自転車交通ルール遵守 一斉取り締まり

自転車利用者の交通ルールの順守意識向上を図るため、警察庁による全国一斉指導取り締まりが30日に行われ、和歌山県内でも全12署がそれぞれに選定した自転車指導啓発重点地区・路線15カ所で計82人の警察官と33台が出動し、取り締まりを実施した。

県警交通指導課によると、昨年中の自転車が関係する人身事故の認知件数は220件で、人身事故全体の15・8%。そのうち自転車に乗車の負傷者は215人、重傷者は63人、死者は3人。

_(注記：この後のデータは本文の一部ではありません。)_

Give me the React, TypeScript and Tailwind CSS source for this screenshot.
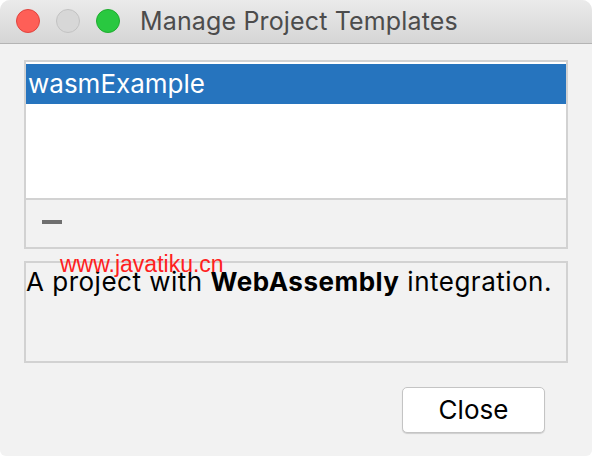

過去5年間でみると、2018年は303件(13・3%)、19年は277件(14・9%)、20年は256件(16・2%)、21年は247件(17・4%)と自転車が関係する事故の認知件数は減少している一方、人身事故全体に占める割合は増加傾向にある。

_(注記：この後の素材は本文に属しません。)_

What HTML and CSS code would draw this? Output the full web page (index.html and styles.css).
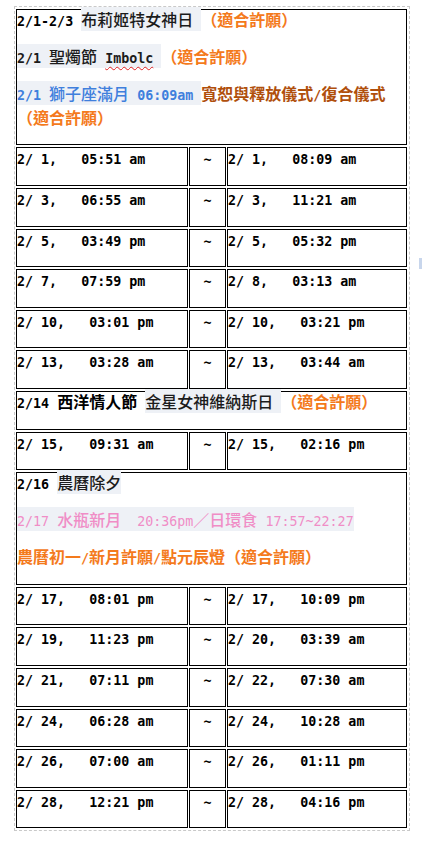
FILE: index.html
```html
<!DOCTYPE html>
<html lang="zh-Hant">
<head>
<meta charset="utf-8">
<title>二月許願時間表</title>
<link rel="stylesheet" href="styles.css">
</head>
<body>
<div class="frame">
<table class="cal">
<colgroup><col class="c1"><col class="c2"><col class="c3"></colgroup>
<tr><td colspan="3" class="note">
<p>2/1-2/3 <span class="hl">布莉姬特女神日<span class="m"> </span></span><span class="or">（適合許願）</span></p>
<p><span class="hl"><span class="m">2/1 </span>聖燭節<span class="m"> <span class="typo">Imbolc</span> </span></span><span class="or">（適合許願）</span></p>
<p><span class="hl bl"><span class="m">2/1 </span>獅子座滿月<span class="m"> 06:09am </span></span><span class="br">寬恕與釋放儀式<span class="m">/</span>復合儀式</span><br><span class="or">（適合許願）</span></p>
</td></tr>
<tr><td class="t">2/ 1,   05:51 am</td><td class="t tl">~</td><td class="t">2/ 1,   08:09 am</td></tr>
<tr><td class="t">2/ 3,   06:55 am</td><td class="t tl">~</td><td class="t">2/ 3,   11:21 am</td></tr>
<tr><td class="t">2/ 5,   03:49 pm</td><td class="t tl">~</td><td class="t">2/ 5,   05:32 pm</td></tr>
<tr><td class="t">2/ 7,   07:59 pm</td><td class="t tl">~</td><td class="t">2/ 8,   03:13 am</td></tr>
<tr><td class="t">2/ 10,   03:01 pm</td><td class="t tl">~</td><td class="t">2/ 10,   03:21 pm</td></tr>
<tr><td class="t">2/ 13,   03:28 am</td><td class="t tl">~</td><td class="t">2/ 13,   03:44 am</td></tr>
<tr><td colspan="3" class="note">
<p>2/14 <span class="bd">西洋情人節</span> <span class="hl">金星女神維納斯日<span class="m"> </span></span><span class="or">（適合許願）</span></p>
</td></tr>
<tr><td class="t">2/ 15,   09:31 am</td><td class="t tl">~</td><td class="t">2/ 15,   02:16 pm</td></tr>
<tr><td colspan="3" class="note">
<p>2/16 <span class="hl">農曆除夕</span></p>
<p><span class="hl pk"><span class="m">2/17 </span>水瓶新月<span class="m">  20:36pm</span>／日環食<span class="m"> 17:57~22:27</span></span></p>
<p><span class="or bd">農曆初一<span class="m">/</span>新月許願<span class="m">/</span>點元辰燈（適合許願）</span></p>
</td></tr>
<tr><td class="t">2/ 17,   08:01 pm</td><td class="t tl">~</td><td class="t">2/ 17,   10:09 pm</td></tr>
<tr><td class="t">2/ 19,   11:23 pm</td><td class="t tl">~</td><td class="t">2/ 20,   03:39 am</td></tr>
<tr><td class="t">2/ 21,   07:11 pm</td><td class="t tl">~</td><td class="t">2/ 22,   07:30 am</td></tr>
<tr><td class="t">2/ 24,   06:28 am</td><td class="t tl">~</td><td class="t">2/ 24,   10:28 am</td></tr>
<tr><td class="t">2/ 26,   07:00 am</td><td class="t tl">~</td><td class="t">2/ 26,   01:11 pm</td></tr>
<tr><td class="t">2/ 28,   12:21 pm</td><td class="t tl">~</td><td class="t">2/ 28,   04:16 pm</td></tr>
</table>
</div>
<div class="handle"></div>
</body>
</html>
```
FILE: styles.css
```css
html, body {
  margin: 0;
  padding: 0;
  background: #fff;
}
body {
  position: relative;
  font-family: "DejaVu Sans Mono", monospace;
  font-size: 13.33px;
  font-weight: 700;
  color: #000;
}
.frame {
  margin: 6px 0 0 14px;
  width: 394px;
  border: 1px dashed #c9c9c9;
}
.cal {
  width: 393px;
  table-layout: fixed;
  border-collapse: separate;
  border-spacing: 1px 2px;
}
.c1 { width: 172px; }
.c2 { width: 37px; }
.c3 { width: 180px; }
.cal td {
  border: 1px solid #000;
  padding: 0;
  vertical-align: top;
  line-height: 24px;
}
.note p {
  margin: 0 0 12.8px;
  line-height: 24px;
}
.t {
  padding-bottom: 12.6px !important;
  white-space: pre;
}
.tl {
  text-align: center;
}
.hl, .or, .br, .bd {
  font-family: "Noto Sans CJK TC", "Noto Sans CJK SC", sans-serif;
  font-size: 16px;
  line-height: 16px;
}
.m {
  font-family: "DejaVu Sans Mono", monospace;
  font-size: 13.33px;
  line-height: 16px;
  font-weight: 700;
  white-space: pre;
}
.hl {
  background: #eef1f6;
  color: #1c1c1c;
  font-weight: 500;
}
.hl.bl {
  color: #3f7fdd;
}
.hl.pk {
  color: #f08dc6;
}
.hl.pk .m {
  font-weight: 400;
}
.or {
  color: #f47a1c;
  font-weight: 700;
}
.br {
  color: #b04f0c;
  font-weight: 700;
}
.bd {
  font-weight: 700;
}
.typo {
  text-decoration: underline wavy #e02020;
  text-decoration-thickness: 1px;
  text-underline-offset: 3px;
}
.handle {
  position: absolute;
  left: 419px;
  top: 258px;
  width: 3px;
  height: 11px;
  background: #c8d6ec;
}
```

また、自転車の信号や一時停止無視といった交通違反が原因の事故もなくならないことから、県警は取り締まりを強化している。

県独自の取り組みとして、4月には同課内の暴走族対策室に自転車を意味する「BICYCLE(バイシクル)」の頭文字を取った、県警自転車取締部隊「B-POLICE(ビーポリス)」を配置。

4人の警察官が同部隊に属し、各署に1人ずつ配置の自転車取締指導者、BICYCLE CAPTAIN(キャプテン)「B-CAP(ビーキャップ)」の指導や、実際の取り締まりなどに当たっている。

この日の一斉指導取り締まりは、雨が降る中、各署B-CAPを中心に実施。指導警告実施件数は「一時不停止」11件、「右側通行」3件、「並進禁止」22件、「傘差し運転」20件、「携帯電話使用」3件、「その他の違反」8件の計67件だったという。

和歌山西署は、和歌山市西浜の県道和歌山橋本線で取り締まりを行い、B-POLICE1人、同署のB-CAPら計8人が参加。検挙はなかったが、並進や傘差し運転、携帯電話やイヤホンの使用などで現場指導をし、「セーフティカード」を24枚交付した。

同署交通課の野口紀人(としひと)B-CAPは「自転車は免許が要らないので軽く考えがちだが、法律上は車と同じで、歩行者をけがさせてしまう危険もあるため、きっちり重く考えてほしい」と話す。

今後は自転車利用者の交通ルールの順守が少しずつ浸透し、4月に努力義務化されたヘルメットの着用についても「当たり前に被るように根付かせるのが目標」と意気込んでいる。